** start of COLLECTED MATERIAL **
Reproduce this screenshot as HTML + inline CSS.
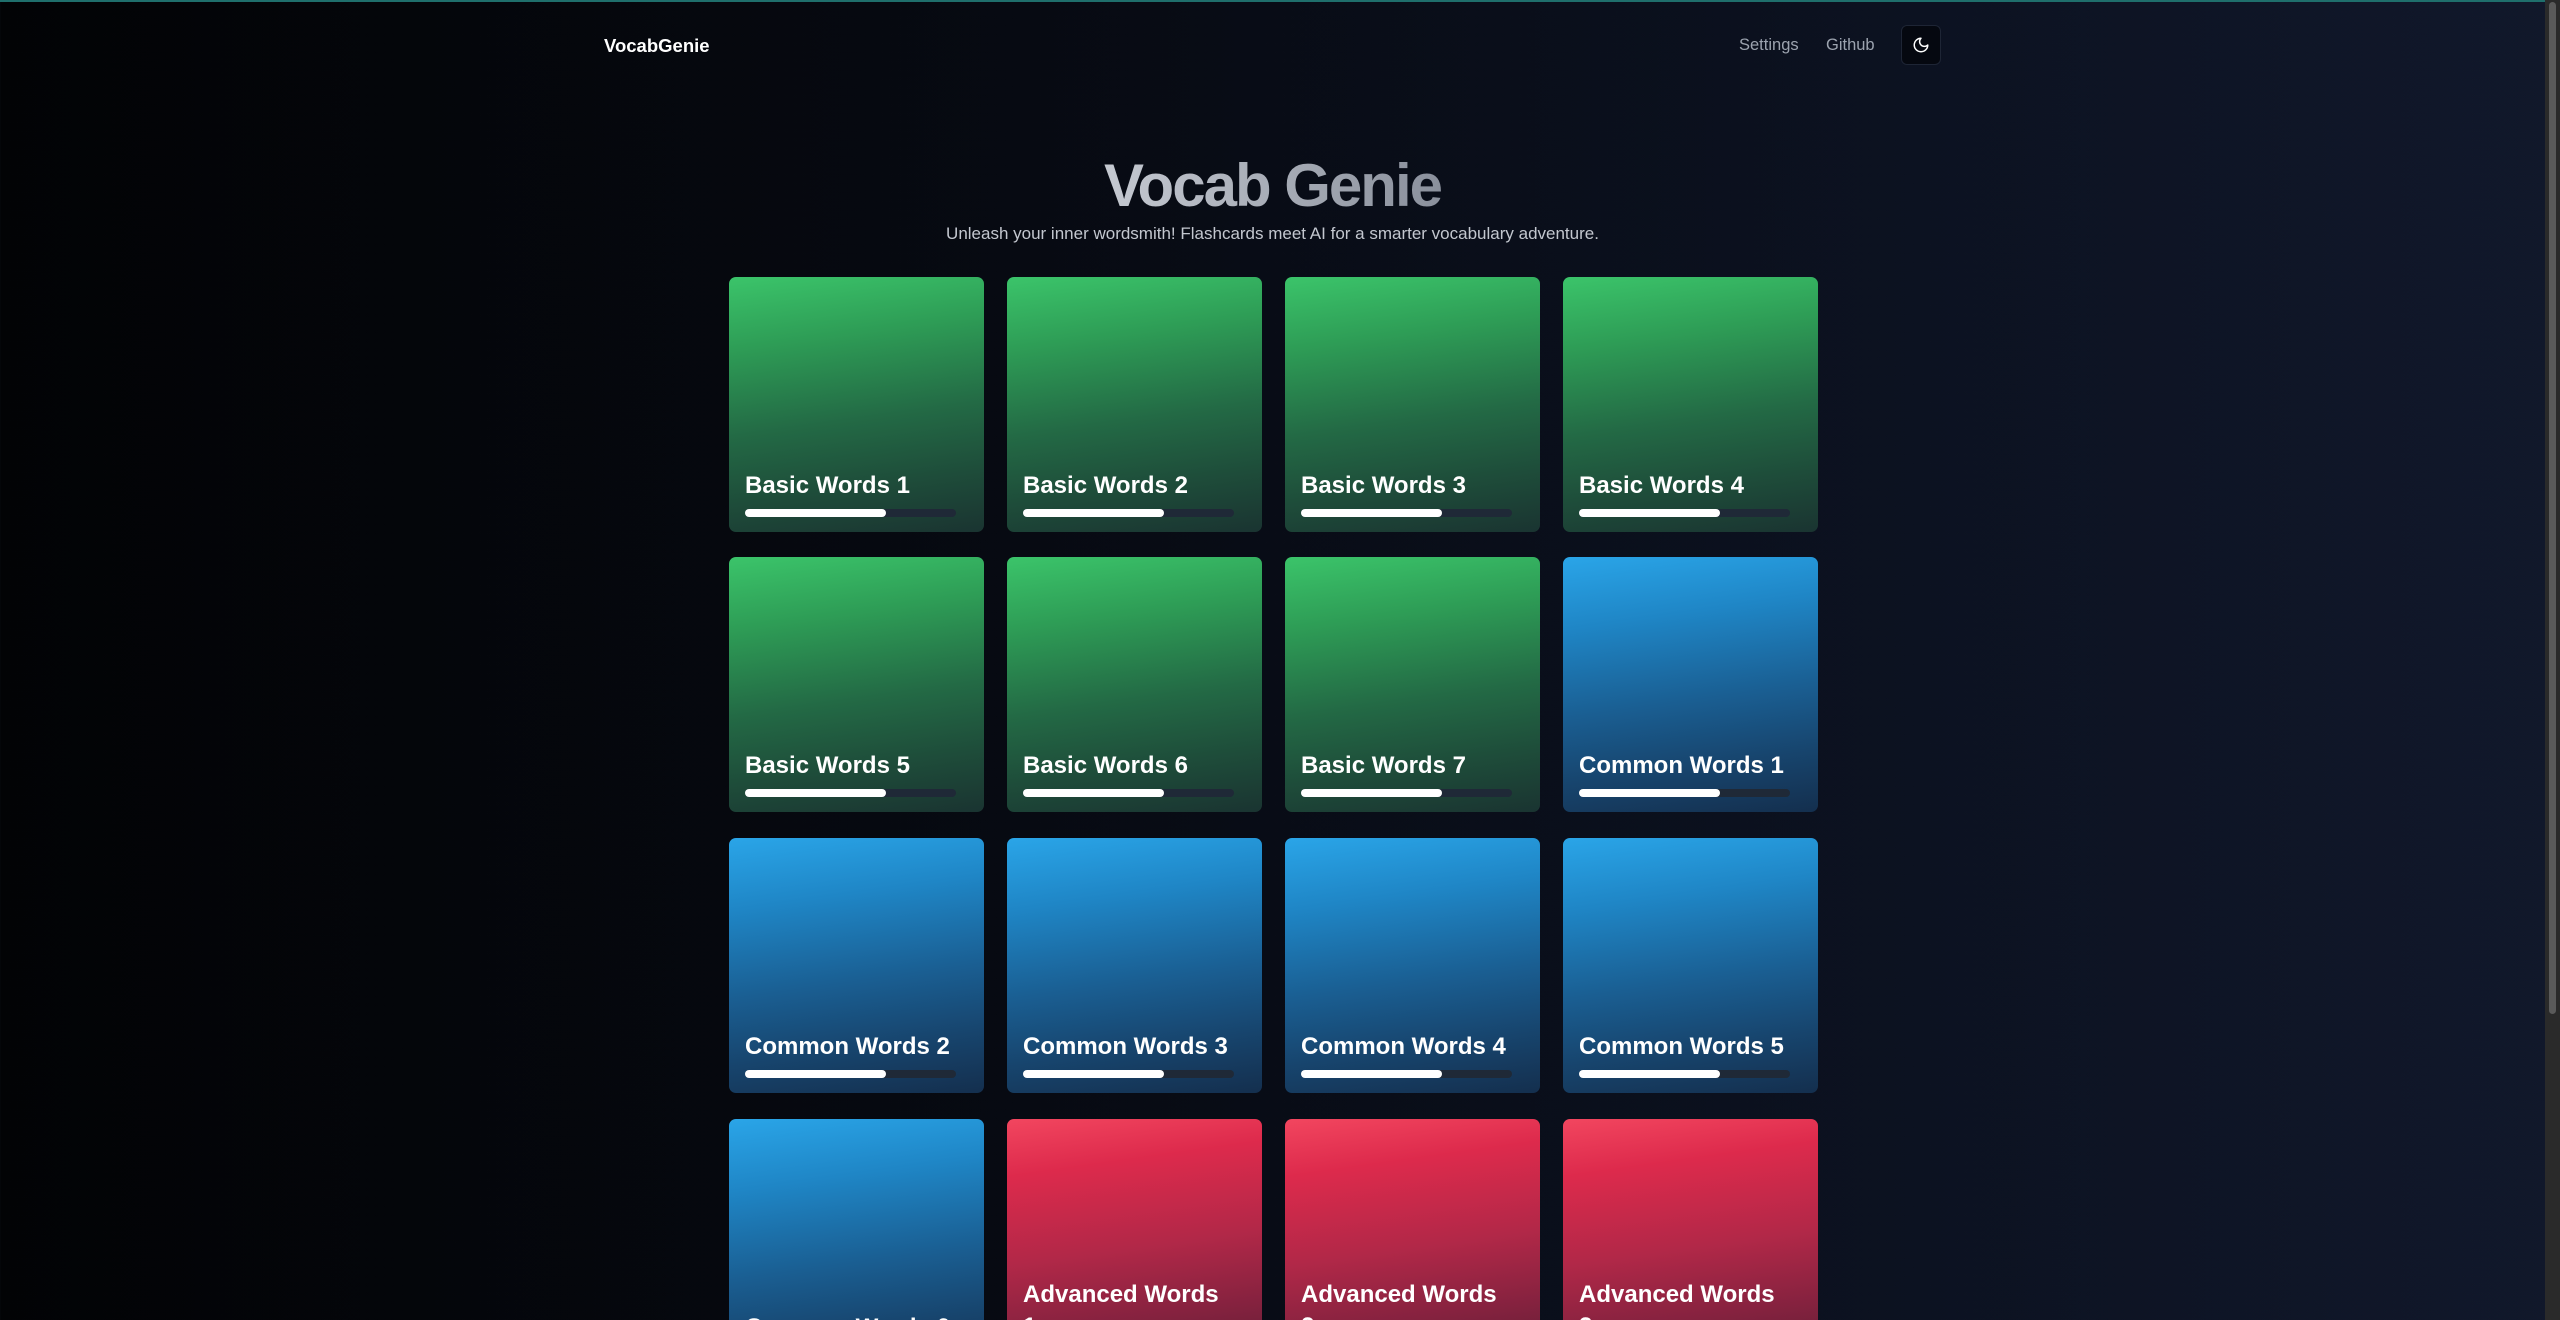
<!DOCTYPE html>
<html><head><meta charset="utf-8"><style>
*{box-sizing:border-box;margin:0;padding:0}
html,body{width:2560px;height:1320px;overflow:hidden}
body{font-family:"Liberation Sans",sans-serif;background:linear-gradient(90deg,#020305 0%,#070a12 40%,#0c1221 75%,#11182b 100%);position:relative;color:#fff}
.topline{position:absolute;left:0;top:0;width:2545px;height:2px;background:#1f6f6c}
.sb{position:absolute;right:0;top:0;width:15px;height:1320px;background:#2a2a2a}
.sb div{position:absolute;left:4px;top:2px;width:7px;height:1012px;background:#5a5a5a;border-radius:4px}
.brand{position:absolute;left:604px;top:35px;font-size:18.5px;font-weight:bold;color:#fff}
.nav{position:absolute;top:36px;font-size:16.5px;color:#9ca3af}
.btn{position:absolute;left:1901px;top:25px;width:40px;height:40px;border:1px solid #1e2535;border-radius:6px;background:#050810;display:flex;align-items:center;justify-content:center}
h1{position:absolute;left:0;width:2545px;top:150px;text-align:center;font-size:60px;font-weight:bold;letter-spacing:-2px;line-height:72px}
h1 span{background:linear-gradient(90deg,#c5c9d1,#8a909c);-webkit-background-clip:text;background-clip:text;color:transparent}
.sub{position:absolute;left:0;width:2545px;top:224px;text-align:center;font-size:17px;color:#c3c7cf}
.card{position:absolute;width:255px;height:255px;border-radius:7px;padding:16px}
.card h3{position:absolute;left:16px;right:16px;bottom:30px;font-size:24px;line-height:32px;font-weight:bold;color:#fff}
.bar{position:absolute;left:16px;bottom:15px;width:211px;height:8px;border-radius:4px;background:#1f2937}
.bar div{width:141px;height:8px;border-radius:4px;background:#fff}
.g{background:linear-gradient(172deg,#3bc46a 0%,#2e9d56 25%,#236a45 55%,#1e4d3a 78%,#1a3431 100%)}
.b{background:linear-gradient(172deg,#2aa5e8 0%,#1f86c6 25%,#1a5f93 55%,#17456e 78%,#142f4e 100%)}
.r{background:linear-gradient(172deg,#f2465f 0%,#dd2a4c 20%,#b22848 50%,#85223f 75%,#561c32 100%)}
.card h3.adv{bottom:31px}
</style></head><body>
<div class="topline"></div>
<div class="brand">VocabGenie</div>
<div class="nav" style="left:1739px">Settings</div>
<div class="nav" style="left:1826px">Github</div>
<div class="btn"><svg width="18" height="18" viewBox="0 0 24 24" fill="none" stroke="#fff" stroke-width="2" stroke-linecap="round" stroke-linejoin="round"><path d="M12 3a6 6 0 0 0 9 9 9 9 0 1 1-9-9Z"/></svg></div>
<h1><span>Vocab Genie</span></h1>
<div class="sub">Unleash your inner wordsmith! Flashcards meet AI for a smarter vocabulary adventure.</div>

<div class="card g" style="left:729px;top:277px"><h3>Basic Words 1</h3><div class="bar"><div></div></div></div>
<div class="card g" style="left:1007px;top:277px"><h3>Basic Words 2</h3><div class="bar"><div></div></div></div>
<div class="card g" style="left:1285px;top:277px"><h3>Basic Words 3</h3><div class="bar"><div></div></div></div>
<div class="card g" style="left:1563px;top:277px"><h3>Basic Words 4</h3><div class="bar"><div></div></div></div>

<div class="card g" style="left:729px;top:557px"><h3>Basic Words 5</h3><div class="bar"><div></div></div></div>
<div class="card g" style="left:1007px;top:557px"><h3>Basic Words 6</h3><div class="bar"><div></div></div></div>
<div class="card g" style="left:1285px;top:557px"><h3>Basic Words 7</h3><div class="bar"><div></div></div></div>
<div class="card b" style="left:1563px;top:557px"><h3>Common Words 1</h3><div class="bar"><div></div></div></div>

<div class="card b" style="left:729px;top:838px"><h3>Common Words 2</h3><div class="bar"><div></div></div></div>
<div class="card b" style="left:1007px;top:838px"><h3>Common Words 3</h3><div class="bar"><div></div></div></div>
<div class="card b" style="left:1285px;top:838px"><h3>Common Words 4</h3><div class="bar"><div></div></div></div>
<div class="card b" style="left:1563px;top:838px"><h3>Common Words 5</h3><div class="bar"><div></div></div></div>

<div class="card b" style="left:729px;top:1119px"><h3>Common Words 6</h3><div class="bar"><div></div></div></div>
<div class="card r" style="left:1007px;top:1119px"><h3 class="adv">Advanced Words<br>1</h3></div>
<div class="card r" style="left:1285px;top:1119px"><h3 class="adv">Advanced Words<br>2</h3></div>
<div class="card r" style="left:1563px;top:1119px"><h3 class="adv">Advanced Words<br>3</h3></div>

<div class="sb"><div></div></div>
</body></html>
** end of COLLECTED MATERIAL **
WHAT THE TASK ASKS: Your copy of the data should match it exactly, except that pictures are left out.

FINAL ANSWER:
Reproduce this screenshot as HTML + inline CSS.
<!DOCTYPE html>
<html><head><meta charset="utf-8"><style>
*{box-sizing:border-box;margin:0;padding:0}
html,body{width:2560px;height:1320px;overflow:hidden}
body{font-family:"Liberation Sans",sans-serif;background:linear-gradient(90deg,#020305 0%,#070a12 40%,#0c1221 75%,#11182b 100%);position:relative;color:#fff}
.topline{position:absolute;left:0;top:0;width:2545px;height:2px;background:#1f6f6c}
.sb{position:absolute;right:0;top:0;width:15px;height:1320px;background:#2a2a2a}
.sb div{position:absolute;left:4px;top:2px;width:7px;height:1012px;background:#5a5a5a;border-radius:4px}
.brand{position:absolute;left:604px;top:35px;font-size:18.5px;font-weight:bold;color:#fff}
.nav{position:absolute;top:36px;font-size:16.5px;color:#9ca3af}
.btn{position:absolute;left:1901px;top:25px;width:40px;height:40px;border:1px solid #1e2535;border-radius:6px;background:#050810;display:flex;align-items:center;justify-content:center}
h1{position:absolute;left:0;width:2545px;top:150px;text-align:center;font-size:60px;font-weight:bold;letter-spacing:-2px;line-height:72px}
h1 span{background:linear-gradient(90deg,#c5c9d1,#8a909c);-webkit-background-clip:text;background-clip:text;color:transparent}
.sub{position:absolute;left:0;width:2545px;top:224px;text-align:center;font-size:17px;color:#c3c7cf}
.card{position:absolute;width:255px;height:255px;border-radius:7px;padding:16px}
.card h3{position:absolute;left:16px;right:16px;bottom:30px;font-size:24px;line-height:32px;font-weight:bold;color:#fff}
.bar{position:absolute;left:16px;bottom:15px;width:211px;height:8px;border-radius:4px;background:#1f2937}
.bar div{width:141px;height:8px;border-radius:4px;background:#fff}
.g{background:linear-gradient(172deg,#3bc46a 0%,#2e9d56 25%,#236a45 55%,#1e4d3a 78%,#1a3431 100%)}
.b{background:linear-gradient(172deg,#2aa5e8 0%,#1f86c6 25%,#1a5f93 55%,#17456e 78%,#142f4e 100%)}
.r{background:linear-gradient(172deg,#f2465f 0%,#dd2a4c 20%,#b22848 50%,#85223f 75%,#561c32 100%)}
.card h3.adv{bottom:31px}
</style></head><body>
<div class="topline"></div>
<div class="brand">VocabGenie</div>
<div class="nav" style="left:1739px">Settings</div>
<div class="nav" style="left:1826px">Github</div>
<div class="btn"><svg width="18" height="18" viewBox="0 0 24 24" fill="none" stroke="#fff" stroke-width="2" stroke-linecap="round" stroke-linejoin="round"><path d="M12 3a6 6 0 0 0 9 9 9 9 0 1 1-9-9Z"/></svg></div>
<h1><span>Vocab Genie</span></h1>
<div class="sub">Unleash your inner wordsmith! Flashcards meet AI for a smarter vocabulary adventure.</div>

<div class="card g" style="left:729px;top:277px"><h3>Basic Words 1</h3><div class="bar"><div></div></div></div>
<div class="card g" style="left:1007px;top:277px"><h3>Basic Words 2</h3><div class="bar"><div></div></div></div>
<div class="card g" style="left:1285px;top:277px"><h3>Basic Words 3</h3><div class="bar"><div></div></div></div>
<div class="card g" style="left:1563px;top:277px"><h3>Basic Words 4</h3><div class="bar"><div></div></div></div>

<div class="card g" style="left:729px;top:557px"><h3>Basic Words 5</h3><div class="bar"><div></div></div></div>
<div class="card g" style="left:1007px;top:557px"><h3>Basic Words 6</h3><div class="bar"><div></div></div></div>
<div class="card g" style="left:1285px;top:557px"><h3>Basic Words 7</h3><div class="bar"><div></div></div></div>
<div class="card b" style="left:1563px;top:557px"><h3>Common Words 1</h3><div class="bar"><div></div></div></div>

<div class="card b" style="left:729px;top:838px"><h3>Common Words 2</h3><div class="bar"><div></div></div></div>
<div class="card b" style="left:1007px;top:838px"><h3>Common Words 3</h3><div class="bar"><div></div></div></div>
<div class="card b" style="left:1285px;top:838px"><h3>Common Words 4</h3><div class="bar"><div></div></div></div>
<div class="card b" style="left:1563px;top:838px"><h3>Common Words 5</h3><div class="bar"><div></div></div></div>

<div class="card b" style="left:729px;top:1119px"><h3>Common Words 6</h3><div class="bar"><div></div></div></div>
<div class="card r" style="left:1007px;top:1119px"><h3 class="adv">Advanced Words<br>1</h3></div>
<div class="card r" style="left:1285px;top:1119px"><h3 class="adv">Advanced Words<br>2</h3></div>
<div class="card r" style="left:1563px;top:1119px"><h3 class="adv">Advanced Words<br>3</h3></div>

<div class="sb"><div></div></div>
</body></html>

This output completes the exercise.